2022 MAAC Tournament
- Champions: Saint Peter's Peacocks
- Runners-up: Monmouth Hawks
- Tournament MVP: KC Ndefo (Saint Peter's)

Metro Atlantic Athletic Conference men's basketball seasons
- ← 2020–212022–23 →

= 2021–22 Metro Atlantic Athletic Conference men's basketball season =

The 2021–22 Metro Atlantic Athletic Conference (MAAC) men's basketball season began with practices in October 2021, followed by the start of the 2021–22 NCAA Division I men's basketball season on November 9. Conference play started in December and concluded in March 2022. This was the 41st season of MAAC basketball.

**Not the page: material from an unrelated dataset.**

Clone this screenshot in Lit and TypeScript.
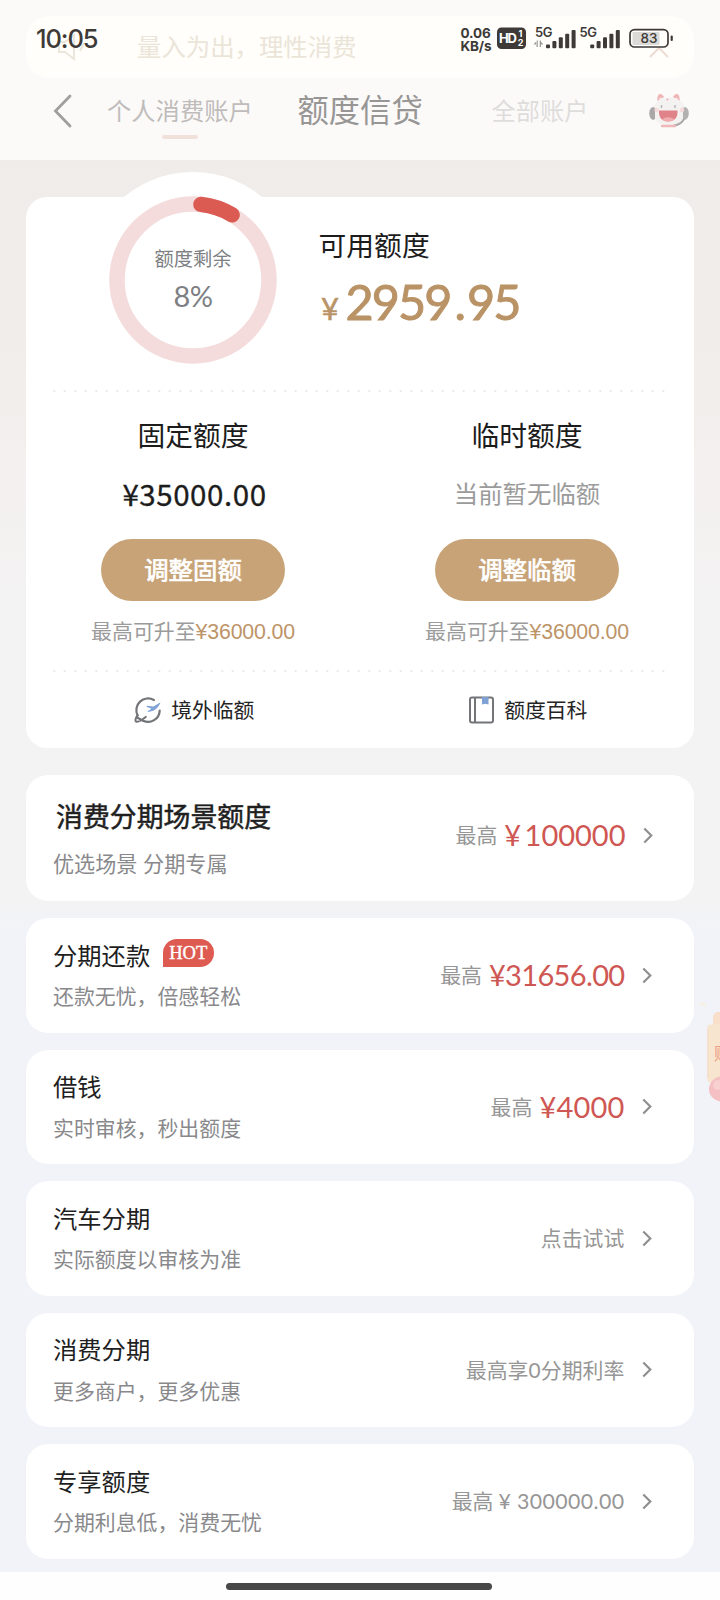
import { LitElement, html, css, svg, nothing } from "lit";
import { customElement, property } from "lit/decorators.js";

const textBase = css`
  :host {
    font-family: "Noto Sans CJK SC", sans-serif;
    box-sizing: border-box;
  }
  * {
    box-sizing: border-box;
  }
  .num {
    font-family: Lato, "Noto Sans CJK SC", sans-serif;
  }
`;

@customElement("status-bar")
class StatusBar extends LitElement {
  static styles = [
    textBase,
    css`
      :host {
        display: flex;
        align-items: flex-start;
        height: 60px;
        padding: 24px 46px 0 36px;
        color: #3d3a38;
      }
      .time {
        font: 500 25.5px/30px Inter, sans-serif;
        letter-spacing: -1.1px;
        flex: 1;
      }
      .speed {
        display: flex;
        flex-direction: column;
        font: 700 13.5px/13px Inter, sans-serif;
        letter-spacing: -0.15px;
        width: 36.5px;
        padding-top: 3px;
        white-space: nowrap;
      }
      .icons {
        display: block;
        overflow: visible;
      }
      .t {
        font-family: Inter, sans-serif;
      }
    `,
  ];

  private bars(x: number) {
    return [0, 1, 2, 3, 4].map(
      (i) => svg`<rect x=${x + i * 6.4} y=${20.5 - i * 3.6} width="4" height=${3.8 + i * 3.6} rx="1" />`
    );
  }

  render() {
    return html`
      <div class="time">10:05</div>
      <div class="speed"><span>0.06</span><span>KB/s</span></div>
      <svg class="icons" width="177" height="30" viewBox="0 0 177 30" fill="#3d3a38">
        <rect x="0" y="3.500" width="29" height="21.500" rx="4.500" />
        <text class="t" x="2" y="19" font-size="13" font-weight="700" fill="#fff" textLength="18">HD</text>
        <text class="t" x="21.500" y="13" font-size="9" font-weight="700" fill="#fff">1</text>
        <text class="t" x="20.800" y="22.300" font-size="9" font-weight="700" fill="#fff">2</text>
        <text class="t" x="38" y="13.300" font-size="13" font-weight="600" textLength="17.500">5G</text>
        <path d="M36.500 20.500h3.500v-4zM39.500 16.500h1.300v6.500h-1.300zM42.700 16.500H44V23h-1.300zM43.500 17l2.800 3.500h-2.800z" opacity=".5" />
        ${this.bars(49)}
        <text class="t" x="82.500" y="13.300" font-size="13" font-weight="600" textLength="17.500">5G</text>
        ${this.bars(93.2)}
        <rect x="135.500" y="8" width="27" height="13" fill="#dcdad7" rx="1" />
        <rect x="133" y="5.600" width="38" height="17.400" rx="4.500" fill="none" stroke="#3d3a38" stroke-width="1.700" />
        <rect x="173.600" y="11.500" width="2.200" height="5.500" rx="1" />
        <text class="t" x="143.500" y="19.200" font-size="13.500" font-weight="500" textLength="17">83</text>
      </svg>
    `;
  }
}

@customElement("page-header")
class PageHeader extends LitElement {
  static styles = [
    textBase,
    css`
      :host {
        display: block;
        position: relative;
        height: 159.5px;
        background: #fbfaf9;
        padding-top: 16px;
      }
      .notice {
        margin: 0 26px;
        height: 62px;
        border-radius: 24px;
        background: #fffefa;
        display: flex;
        align-items: center;
        padding: 0 20px 0 30px;
        color: #ebe4d8;
        font-size: 24.4px;
      }
      .notice span {
        flex: 1;
        padding-left: 49px;
        padding-bottom: 4px;
      }
      .nav {
        display: flex;
        align-items: center;
        height: 66px;
        white-space: nowrap;
      }
      .back {
        margin-left: 53px;
        width: 54px;
      }
      .tab {
        position: relative;
        font-size: 24.3px;
        line-height: 36px;
        color: #bfbcbb;
        width: 190.5px;
        padding-bottom: 2px;
      }
      .tab::after {
        content: "";
        position: absolute;
        left: 55px;
        bottom: -8.5px;
        width: 36px;
        height: 4px;
        border-radius: 2px;
        background: #f1e1db;
      }
      .title {
        font-size: 31.3px;
        line-height: 40px;
        color: #989695;
        width: 194px;
        padding-bottom: 4px;
      }
      .all {
        font-size: 24.2px;
        color: #dfdddc;
        width: 157px;
        padding-bottom: 3px;
      }
      .status {
        position: absolute;
        inset: 0 0 auto 0;
      }
    `,
  ];

  render() {
    return html`
      <div class="notice">
        <svg width="32" height="28" viewBox="0 0 32 28" fill="none" stroke="#ebe6dc" stroke-width="2">
          <path d="M3 9v10h6l9 7V2L9 9zM24 18l4-8" />
        </svg>
        <span>量入为出，理性消费</span>
        <svg width="28" height="28" viewBox="0 0 28 28" fill="none" stroke="#eddcd3" stroke-width="2">
          <path d="M4 24l9-9 9 9" />
        </svg>
      </div>
      <div class="nav">
        <svg class="back" width="54" height="34" viewBox="0 0 54 34" fill="none" stroke="#a19f9e" stroke-width="2.800" stroke-linecap="round">
          <path d="M17 2L2.500 17 17 32" />
        </svg>
        <div class="tab">个人消费账户</div>
        <div class="title">额度信贷</div>
        <div class="all">全部账户</div>
        <svg width="40" height="36" viewBox="0 0 40 36">
          <path d="M8.500 8c-1-8 4-9 6.500-4zM30.500 8c1-8-4-9-6.500-4z" fill="#efb4b6" />
          <path d="M11 5l2 3M28 5l-2 3" stroke="#fbeceb" stroke-width="2" />
          <ellipse cx="20" cy="18.500" rx="16.500" ry="14" fill="#f4f2f0" />
          <path d="M4 14c-5 1-5 11 0 13l2-1V15z" fill="#a9a7a7" />
          <path d="M36 14c5 1 5 11 0 13l-2-1V15z" fill="#b3b1b1" />
          <circle cx="7.500" cy="17" r="2.200" fill="#f6dada" />
          <circle cx="33" cy="17" r="2.200" fill="#f6dada" />
          <path d="M12.500 12v3M26 12v3" fill="none" stroke="#b5b3b3" stroke-width="1.400" />
          <circle cx="18.500" cy="6.500" r="1" fill="#eda8aa" />
          <path d="M10 17.500h18.500c.5 7-3 11-9.300 11S9.500 24.500 10 17.500z" fill="#df8388" />
          <path d="M13 26.500c4-3 8.500-3 12.500 0-4 2.500-8.500 2.500-12.500 0z" fill="#f0abae" />
          <path d="M35 26c-2 4-6 6-10 6.500" fill="none" stroke="#a9a7a7" stroke-width="2" />
          <path d="M13 33h13" stroke="#f0b7b9" stroke-width="2.500" stroke-linecap="round" />
        </svg>
      </div>
      <status-bar class="status"></status-bar>
    `;
  }
}

@customElement("quota-column")
class QuotaColumn extends LitElement {
  @property() heading = "";
  @property() amount = "";
  @property() empty = "";
  @property() action = "";
  @property() cap = "";

  static styles = [
    textBase,
    css`
      :host {
        display: flex;
        flex-direction: column;
        align-items: center;
        padding-top: 22.5px;
        white-space: nowrap;
      }
      .heading {
        font-size: 27.8px;
        line-height: 40px;
        color: #1c1c1c;
      }
      .value {
        height: 44px;
        margin-top: 18.5px;
        line-height: 44px;
        color: #1c1c1c;
      }
      .amount {
        font-size: 29.5px;
        line-height: 40px;
        letter-spacing: 0.55px;
        -webkit-text-stroke: 0.3px #1c1c1c;
        padding-left: 3px;
      }
      .empty {
        font-size: 24.4px;
        color: #9b9b9b;
        line-height: 40px;
      }
      .btn {
        margin-top: 22px;
        width: 184px;
        height: 62.5px;
        border: 0;
        border-radius: 32px;
        background: #c7a377;
        color: #fff;
        font: 400 24.4px/58px "Noto Sans CJK SC", sans-serif;
        -webkit-text-stroke: 0.7px #fff;
        padding: 0 0 2px;
      }
      .hint {
        margin-top: 14px;
        font-size: 20.9px;
        line-height: 31px;
        color: #9b9b9b;
        display: flex;
      }
      .cap {
        font-family: "Liberation Sans", sans-serif;
        font-size: 21.3px;
        line-height: 34px;
        letter-spacing: -0.15px;
        color: #bd9468;
      }
    `,
  ];

  render() {
    return html`
      <div class="heading">${this.heading}</div>
      <div class="value">
        ${this.amount
          ? html`<div class="amount">${this.amount}</div>`
          : html`<div class="empty">${this.empty}</div>`}
      </div>
      <button class="btn">${this.action}</button>
      <div class="hint"><span>最高可升至</span><span class="cap">${this.cap}</span></div>
    `;
  }
}

@customElement("quota-card")
class QuotaCard extends LitElement {
  static styles = [
    textBase,
    css`
      :host {
        display: block;
        height: 551.5px;
        background: #fff;
        border-radius: 21px;
      }
      .top {
        display: flex;
        height: 193px;
        padding-left: 59px;
      }
      .dial {
        position: relative;
        width: 216px;
        height: 216px;
        margin-top: -24.5px;
      }
      .dial svg {
        display: block;
      }
      .label {
        position: absolute;
        inset: 0;
        display: flex;
        flex-direction: column;
        align-items: center;
        padding-top: 70.5px;
        color: #7d7f83;
        font-size: 19.3px;
        line-height: 30px;
      }
      .pct {
        font-size: 29px;
        line-height: 38px;
        margin-top: 4.5px;
        letter-spacing: -0.6px;
      }
      .avail {
        padding: 27.5px 0 0 17.5px;
        white-space: nowrap;
      }
      .name {
        font-size: 27.8px;
        line-height: 40px;
        color: #1c1c1c;
      }
      .sum {
        display: flex;
        align-items: baseline;
        margin-top: 7.5px;
        color: #b99366;
        line-height: 58px;
      }
      .yen {
        font: 400 31px/58px Lato, sans-serif;
        -webkit-text-stroke: 0.5px #b99366;
        margin: 0 6.5px 0 2.5px;
      }
      .big {
        font: 400 48.5px/58px Lato, sans-serif;
        -webkit-text-stroke: 1px #b99366;
        letter-spacing: -1.9px;
      }
      .point {
        padding: 0 3px 0 4px;
      }
      .dots {
        height: 2px;
        margin: 0 26px 0 22.5px;
        background: radial-gradient(circle, #e3e3e3 0.8px, transparent 1.2px) 0 0 / 10.5px 2px repeat-x;
      }
      .cols,
      .links {
        display: grid;
        grid-template-columns: 1fr 1fr;
      }
      .cols {
        height: 278px;
      }
      .links {
        height: 76.5px;
      }
      .link {
        display: flex;
        align-items: center;
        justify-content: center;
        gap: 9px;
        font-size: 20.8px;
        color: #242424;
        padding-left: 2.5px;
      }
      .link span {
        padding-bottom: 2px;
      }
      .link svg {
        overflow: visible;
      }
    `,
  ];

  render() {
    const r = 76;
    const at = (deg: number) => {
      const a = (deg * Math.PI) / 180;
      return `${108 + r * Math.sin(a)} ${108 - r * Math.cos(a)}`;
    };
    return html`
      <div class="top">
        <div class="dial">
          <svg width="216" height="216" viewBox="0 0 216 216" fill="none">
            <circle cx="108" cy="108" r="108" fill="#fff" />
            <circle cx="108" cy="108" r=${r} stroke="#f4dcdd" stroke-width="15.500" />
            <path d="M${at(6)}A${r} ${r} 0 0 1 ${at(31)}" stroke="#db5a52" stroke-width="15.500" stroke-linecap="round" />
          </svg>
          <div class="label">
            <div>额度剩余</div>
            <div class="pct num">8%</div>
          </div>
        </div>
        <div class="avail">
          <div class="name">可用额度</div>
          <div class="sum">
            <span class="yen">¥</span><span class="big">2959<span class="point">.</span>95</span>
          </div>
        </div>
      </div>
      <div class="dots"></div>
      <div class="cols">
        <quota-column heading="固定额度" amount="¥35000.00" action="调整固额" cap="¥36000.00"></quota-column>
        <quota-column heading="临时额度" empty="当前暂无临额" action="调整临额" cap="¥36000.00"></quota-column>
      </div>
      <div class="dots"></div>
      <div class="links">
        <div class="link">
          <svg width="28" height="28" viewBox="0 0 28 28" fill="none" stroke="#737578" stroke-width="2.200" stroke-linecap="round">
            <path d="M19.900 4A11.700 11.700 0 0 0 3.600 19.400M25.700 14.600A11.700 11.700 0 0 1 9.100 24.800" />
            <path d="M3.600 19.400c-1.900 2.800-2.600 5.100-1.700 5.900 1.300 1 5.500-.9 9.800-4.300M3 21.500l6.100 3.300" />
            <path d="M26.500 6.300l-7 4.200-6.500-.8-.5 1 5 2.100-4 2.500.6.800 5.100-1.300c3.500-1.800 6.300-5 7.300-8.500z" fill="#7fa3d6" stroke="none" />
          </svg>
          <span>境外临额</span>
        </div>
        <div class="link">
          <svg width="26" height="28" viewBox="0 0 26 28" fill="none" stroke="#737578" stroke-width="2">
            <rect x="1" y="1.500" width="23" height="25" rx="2" />
            <path d="M6 1.500v25" />
            <path d="M13 1h6.500v7.500l-3.250-.8-3.250.8z" fill="#7fa0d4" stroke="none" />
          </svg>
          <span>额度百科</span>
        </div>
      </div>
    `;
  }
}

@customElement("offer-card")
class OfferCard extends LitElement {
  @property() name = "";
  @property() desc = "";
  @property() prefix = "";
  @property() amount = "";
  @property() note = "";
  @property({ type: Boolean }) hot = false;
  @property({ type: Boolean, reflect: true }) large = false;

  static styles = [
    textBase,
    css`
      :host {
        display: flex;
        justify-content: space-between;
        height: 114.5px;
        padding: 18.5px 42.5px 0 27px;
        background: #fff;
        border-radius: 22px;
        white-space: nowrap;
      }
      .name {
        display: flex;
        align-items: flex-start;
        font-size: 24.3px;
        line-height: 36px;
        color: #1f1f1f;
      }
      .desc {
        font-size: 20.9px;
        line-height: 30px;
        margin-top: 7.5px;
        color: #89898c;
      }
      .hot {
        margin: 2.5px 0 0 12.5px;
        width: 51px;
        height: 28px;
        border-radius: 14px 14px 14px 0;
        background: #dd5b50;
        color: #fff;
        font: 400 18.5px/29px "Liberation Serif", serif;
        -webkit-text-stroke: 0.4px #fff;
        text-align: center;
      }
      .right {
        display: flex;
        align-items: center;
        height: 77px;
        color: #969696;
        font-size: 20.9px;
      }
      .prefix {
        padding-bottom: 2px;
      }
      .amount {
        color: #cf5753;
        font-size: 29px;
        letter-spacing: 0.2px;
        margin-left: 7px;
        padding-bottom: 1px;
      }
      .tight {
        letter-spacing: -0.65px;
      }
      .note {
        letter-spacing: 0.05px;
        padding-bottom: 2px;
      }
      .figure {
        font-size: 21.3px;
        letter-spacing: 0.4px;
        padding: 0;
        margin-left: 5px;
      }
      .arrow {
        margin-left: 17px;
      }
      :host([large]) {
        height: 126.5px;
        padding: 21.5px 41.5px 0 27px;
      }
      :host([large]) .name {
        font-size: 26.9px;
        line-height: 40px;
        padding-left: 3px;
        -webkit-text-stroke: 0.5px #1f1f1f;
      }
      :host([large]) .desc {
        font-size: 21.1px;
        margin-top: 11.5px;
        word-spacing: 1px;
      }
      :host([large]) .right {
        height: 78px;
      }
      :host([large]) .amount {
        letter-spacing: 0;
        word-spacing: -4px;
      }
    `,
  ];

  render() {
    const isFigure = this.note.startsWith("¥");
    const isTight = this.amount.length > 6;
    return html`
      <div>
        <div class="name">${this.name}${this.hot ? html`<span class="hot">HOT</span>` : nothing}</div>
        <div class="desc">${this.desc}</div>
      </div>
      <div class="right">
        ${this.prefix ? html`<span class="prefix">${this.prefix}</span>` : nothing}
        ${this.amount ? html`<span class="amount num ${isTight ? "tight" : ""}">${this.amount}</span>` : nothing}
        ${this.note ? html`<span class="note num ${isFigure ? "figure" : ""}">${this.note}</span>` : nothing}
        <svg class="arrow" width="10" height="17" viewBox="0 0 10 17" fill="none" stroke="#8f8f8f" stroke-width="2.200">
          <path d="M1.300 1.500l7 7-7 7" />
        </svg>
      </div>
    `;
  }
}

@customElement("app-root")
class AppRoot extends LitElement {
  static styles = [
    textBase,
    css`
      :host {
        display: block;
        position: relative;
        width: 720px;
        height: 1600px;
        overflow: hidden;
        background: linear-gradient(
          #f0ece9 160px,
          #f2eeec 400px,
          #f4f3f3 600px,
          #f3f3f4 900px,
          #f2f3f8 930px
        );
      }
      .quota {
        margin: 37px 26px 0;
      }
      .list {
        display: flex;
        flex-direction: column;
        gap: 17px;
        margin: 26.5px 26px 0;
      }
      .home {
        display: flex;
        justify-content: center;
        margin-top: 13px;
        height: 29px;
        padding-top: 11.5px;
        background: #fefefe;
      }
      .home i {
        width: 266px;
        height: 6.5px;
        border-radius: 4px;
        background: #484848;
        margin-right: 3px;
      }
      .float {
        position: absolute;
        right: 0;
        top: 998px;
      }
    `,
  ];

  render() {
    return html`
      <page-header></page-header>
      <quota-card class="quota"></quota-card>
      <div class="list">
        <offer-card large name="消费分期场景额度" desc="优选场景 分期专属" prefix="最高" amount="¥ 100000"></offer-card>
        <offer-card hot name="分期还款" desc="还款无忧，倍感轻松" prefix="最高" amount="¥31656.00"></offer-card>
        <offer-card name="借钱" desc="实时审核，秒出额度" prefix="最高" amount="¥4000"></offer-card>
        <offer-card name="汽车分期" desc="实际额度以审核为准" note="点击试试"></offer-card>
        <offer-card name="消费分期" desc="更多商户，更多优惠" note="最高享0分期利率"></offer-card>
        <offer-card name="专享额度" desc="分期利息低，消费无忧" prefix="最高" note="¥ 300000.00"></offer-card>
      </div>
      <div class="home"><i></i></div>
      <svg class="float" width="24" height="106" viewBox="0 0 24 106">
        <ellipse cx="7" cy="6.500" rx="4" ry="2" fill="#f5f1ea" transform="rotate(10 7 6.500)" />
        <path d="M24 14h-3q-4 1-4 6v8h7z" fill="#f9dfca" />
        <rect x="11.500" y="26.500" width="20" height="58" rx="3" fill="#f8e5d0" />
        <path d="M12 30v50" stroke="#f3dbc5" stroke-width="1.200" />
        <text x="18" y="62" font-size="17" fill="#ee9c84" font-family="Noto Sans CJK SC">账</text>
        <circle cx="25.500" cy="91" r="12.500" fill="#f4c0c2" />
        <circle cx="22" cy="87" r="5" fill="#f7d0cf" />
      </svg>
    `;
  }
}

The 2022 MAAC tournament was held from March 8 through March 13 at the Jim Whelan Boardwalk Hall in Atlantic City, New Jersey for the third year in a row. Saint Peter's defeated Monmouth in the championship to win the conference's automatic bid to the 2022 NCAA tournament for the first time since 2011. Saint Peter's received a No. 15 seed in the NCAA tournament East Region, and faced No. 2 seed Kentucky in the first round. They became the tenth No. 15 seed on record to upset a No. 2 seed in the NCAA tournament with a shocking 85–79 victory in overtime. Advancing to the second round, they took on No. 7 seed Murray State, winning that game 70–60, and became the third No. 15 seed to advance to the Sweet 16. At the same time, they became the first MAAC men's basketball program to ever advance to the Sweet 16 as well. In the Sweet Sixteen, Saint Peter's would become the first ever No. 15 seed to advance to the Elite Eight after beating No. 3 seed Purdue 67–64. Their magical season would come to an end in the Elite Eight, with a loss to No. 8 seed North Carolina 49–69.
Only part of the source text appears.